[Begin]
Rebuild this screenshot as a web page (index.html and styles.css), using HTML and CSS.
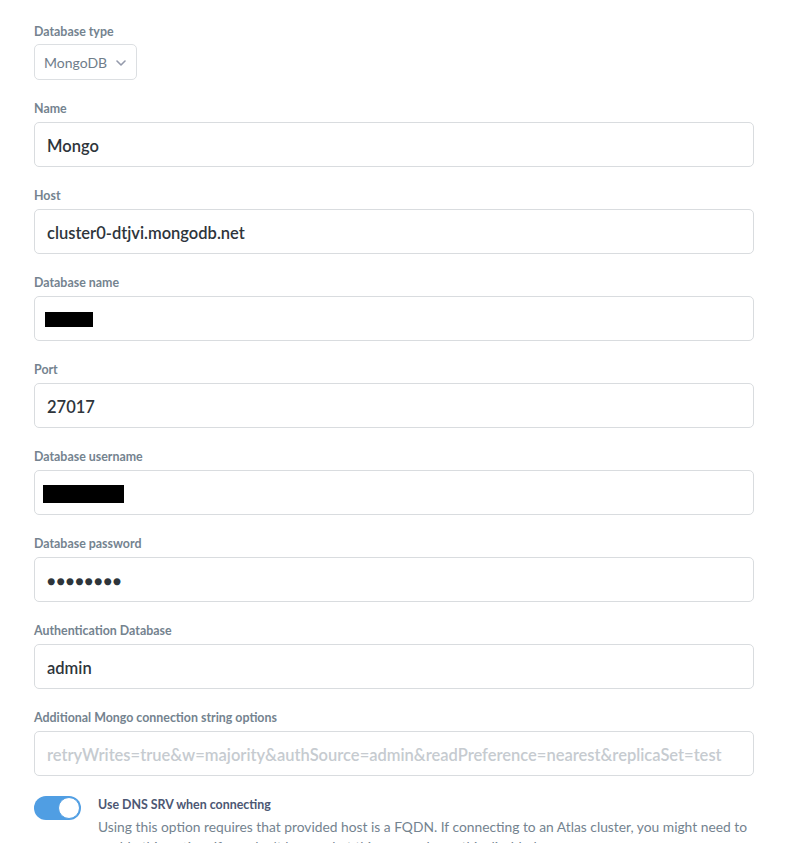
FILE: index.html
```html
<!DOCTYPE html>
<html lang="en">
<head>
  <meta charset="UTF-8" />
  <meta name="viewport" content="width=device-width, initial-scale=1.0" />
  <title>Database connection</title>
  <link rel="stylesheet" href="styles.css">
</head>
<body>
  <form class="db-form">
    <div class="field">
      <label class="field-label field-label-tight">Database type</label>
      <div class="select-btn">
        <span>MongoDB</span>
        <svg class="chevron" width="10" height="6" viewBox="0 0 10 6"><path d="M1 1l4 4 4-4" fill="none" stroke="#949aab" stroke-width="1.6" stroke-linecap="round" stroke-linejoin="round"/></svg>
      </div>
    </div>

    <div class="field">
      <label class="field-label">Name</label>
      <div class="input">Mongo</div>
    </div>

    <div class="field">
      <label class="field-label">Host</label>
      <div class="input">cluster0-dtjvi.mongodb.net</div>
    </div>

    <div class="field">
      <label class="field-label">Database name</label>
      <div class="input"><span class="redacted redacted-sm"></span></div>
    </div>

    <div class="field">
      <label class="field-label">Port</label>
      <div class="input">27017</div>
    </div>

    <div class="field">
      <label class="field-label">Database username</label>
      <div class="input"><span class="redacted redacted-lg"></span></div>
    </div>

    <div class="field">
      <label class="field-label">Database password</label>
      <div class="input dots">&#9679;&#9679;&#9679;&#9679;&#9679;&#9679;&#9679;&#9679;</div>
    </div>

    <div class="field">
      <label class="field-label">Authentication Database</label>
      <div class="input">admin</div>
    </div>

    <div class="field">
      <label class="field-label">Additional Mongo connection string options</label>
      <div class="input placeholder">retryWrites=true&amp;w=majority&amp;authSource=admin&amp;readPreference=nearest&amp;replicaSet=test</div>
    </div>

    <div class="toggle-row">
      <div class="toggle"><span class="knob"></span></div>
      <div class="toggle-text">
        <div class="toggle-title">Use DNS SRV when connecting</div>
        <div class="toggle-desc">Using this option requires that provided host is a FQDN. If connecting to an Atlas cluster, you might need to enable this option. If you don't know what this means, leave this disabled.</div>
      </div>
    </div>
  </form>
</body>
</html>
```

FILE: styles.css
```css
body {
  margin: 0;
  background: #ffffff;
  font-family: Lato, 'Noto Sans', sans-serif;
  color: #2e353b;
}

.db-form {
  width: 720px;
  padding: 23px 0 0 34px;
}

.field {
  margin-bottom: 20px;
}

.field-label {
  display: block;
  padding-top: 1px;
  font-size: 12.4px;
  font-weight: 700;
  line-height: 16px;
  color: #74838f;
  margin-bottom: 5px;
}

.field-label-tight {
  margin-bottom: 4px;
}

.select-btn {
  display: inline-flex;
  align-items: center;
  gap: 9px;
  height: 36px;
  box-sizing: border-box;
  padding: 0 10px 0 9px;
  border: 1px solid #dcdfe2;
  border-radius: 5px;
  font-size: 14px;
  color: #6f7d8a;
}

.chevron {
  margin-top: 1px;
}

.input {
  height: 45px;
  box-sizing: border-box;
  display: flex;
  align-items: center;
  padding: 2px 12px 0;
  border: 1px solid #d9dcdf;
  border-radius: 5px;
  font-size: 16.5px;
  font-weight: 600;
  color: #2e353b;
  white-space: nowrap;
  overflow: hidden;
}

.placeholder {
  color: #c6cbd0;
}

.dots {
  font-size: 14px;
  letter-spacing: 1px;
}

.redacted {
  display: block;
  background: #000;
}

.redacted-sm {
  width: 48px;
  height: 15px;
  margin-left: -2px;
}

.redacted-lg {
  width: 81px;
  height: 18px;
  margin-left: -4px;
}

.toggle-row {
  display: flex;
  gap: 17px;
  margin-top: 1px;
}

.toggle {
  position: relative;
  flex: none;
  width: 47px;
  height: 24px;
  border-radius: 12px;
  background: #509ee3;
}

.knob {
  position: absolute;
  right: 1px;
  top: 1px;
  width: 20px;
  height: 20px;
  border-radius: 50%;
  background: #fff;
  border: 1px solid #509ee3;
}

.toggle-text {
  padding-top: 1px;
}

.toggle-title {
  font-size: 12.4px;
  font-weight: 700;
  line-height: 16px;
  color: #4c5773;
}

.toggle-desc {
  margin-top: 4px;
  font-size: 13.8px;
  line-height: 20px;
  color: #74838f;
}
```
[End]
__Your instructions__
All of the material above is to be copied exactly, except for its images.

__Full solution__
Rebuild this screenshot as a web page (index.html and styles.css), using HTML and CSS.
FILE: index.html
```html
<!DOCTYPE html>
<html lang="en">
<head>
  <meta charset="UTF-8" />
  <meta name="viewport" content="width=device-width, initial-scale=1.0" />
  <title>Database connection</title>
  <link rel="stylesheet" href="styles.css">
</head>
<body>
  <form class="db-form">
    <div class="field">
      <label class="field-label field-label-tight">Database type</label>
      <div class="select-btn">
        <span>MongoDB</span>
        <svg class="chevron" width="10" height="6" viewBox="0 0 10 6"><path d="M1 1l4 4 4-4" fill="none" stroke="#949aab" stroke-width="1.6" stroke-linecap="round" stroke-linejoin="round"/></svg>
      </div>
    </div>

    <div class="field">
      <label class="field-label">Name</label>
      <div class="input">Mongo</div>
    </div>

    <div class="field">
      <label class="field-label">Host</label>
      <div class="input">cluster0-dtjvi.mongodb.net</div>
    </div>

    <div class="field">
      <label class="field-label">Database name</label>
      <div class="input"><span class="redacted redacted-sm"></span></div>
    </div>

    <div class="field">
      <label class="field-label">Port</label>
      <div class="input">27017</div>
    </div>

    <div class="field">
      <label class="field-label">Database username</label>
      <div class="input"><span class="redacted redacted-lg"></span></div>
    </div>

    <div class="field">
      <label class="field-label">Database password</label>
      <div class="input dots">&#9679;&#9679;&#9679;&#9679;&#9679;&#9679;&#9679;&#9679;</div>
    </div>

    <div class="field">
      <label class="field-label">Authentication Database</label>
      <div class="input">admin</div>
    </div>

    <div class="field">
      <label class="field-label">Additional Mongo connection string options</label>
      <div class="input placeholder">retryWrites=true&amp;w=majority&amp;authSource=admin&amp;readPreference=nearest&amp;replicaSet=test</div>
    </div>

    <div class="toggle-row">
      <div class="toggle"><span class="knob"></span></div>
      <div class="toggle-text">
        <div class="toggle-title">Use DNS SRV when connecting</div>
        <div class="toggle-desc">Using this option requires that provided host is a FQDN. If connecting to an Atlas cluster, you might need to enable this option. If you don't know what this means, leave this disabled.</div>
      </div>
    </div>
  </form>
</body>
</html>
```

FILE: styles.css
```css
body {
  margin: 0;
  background: #ffffff;
  font-family: Lato, 'Noto Sans', sans-serif;
  color: #2e353b;
}

.db-form {
  width: 720px;
  padding: 23px 0 0 34px;
}

.field {
  margin-bottom: 20px;
}

.field-label {
  display: block;
  padding-top: 1px;
  font-size: 12.4px;
  font-weight: 700;
  line-height: 16px;
  color: #74838f;
  margin-bottom: 5px;
}

.field-label-tight {
  margin-bottom: 4px;
}

.select-btn {
  display: inline-flex;
  align-items: center;
  gap: 9px;
  height: 36px;
  box-sizing: border-box;
  padding: 0 10px 0 9px;
  border: 1px solid #dcdfe2;
  border-radius: 5px;
  font-size: 14px;
  color: #6f7d8a;
}

.chevron {
  margin-top: 1px;
}

.input {
  height: 45px;
  box-sizing: border-box;
  display: flex;
  align-items: center;
  padding: 2px 12px 0;
  border: 1px solid #d9dcdf;
  border-radius: 5px;
  font-size: 16.5px;
  font-weight: 600;
  color: #2e353b;
  white-space: nowrap;
  overflow: hidden;
}

.placeholder {
  color: #c6cbd0;
}

.dots {
  font-size: 14px;
  letter-spacing: 1px;
}

.redacted {
  display: block;
  background: #000;
}

.redacted-sm {
  width: 48px;
  height: 15px;
  margin-left: -2px;
}

.redacted-lg {
  width: 81px;
  height: 18px;
  margin-left: -4px;
}

.toggle-row {
  display: flex;
  gap: 17px;
  margin-top: 1px;
}

.toggle {
  position: relative;
  flex: none;
  width: 47px;
  height: 24px;
  border-radius: 12px;
  background: #509ee3;
}

.knob {
  position: absolute;
  right: 1px;
  top: 1px;
  width: 20px;
  height: 20px;
  border-radius: 50%;
  background: #fff;
  border: 1px solid #509ee3;
}

.toggle-text {
  padding-top: 1px;
}

.toggle-title {
  font-size: 12.4px;
  font-weight: 700;
  line-height: 16px;
  color: #4c5773;
}

.toggle-desc {
  margin-top: 4px;
  font-size: 13.8px;
  line-height: 20px;
  color: #74838f;
}
```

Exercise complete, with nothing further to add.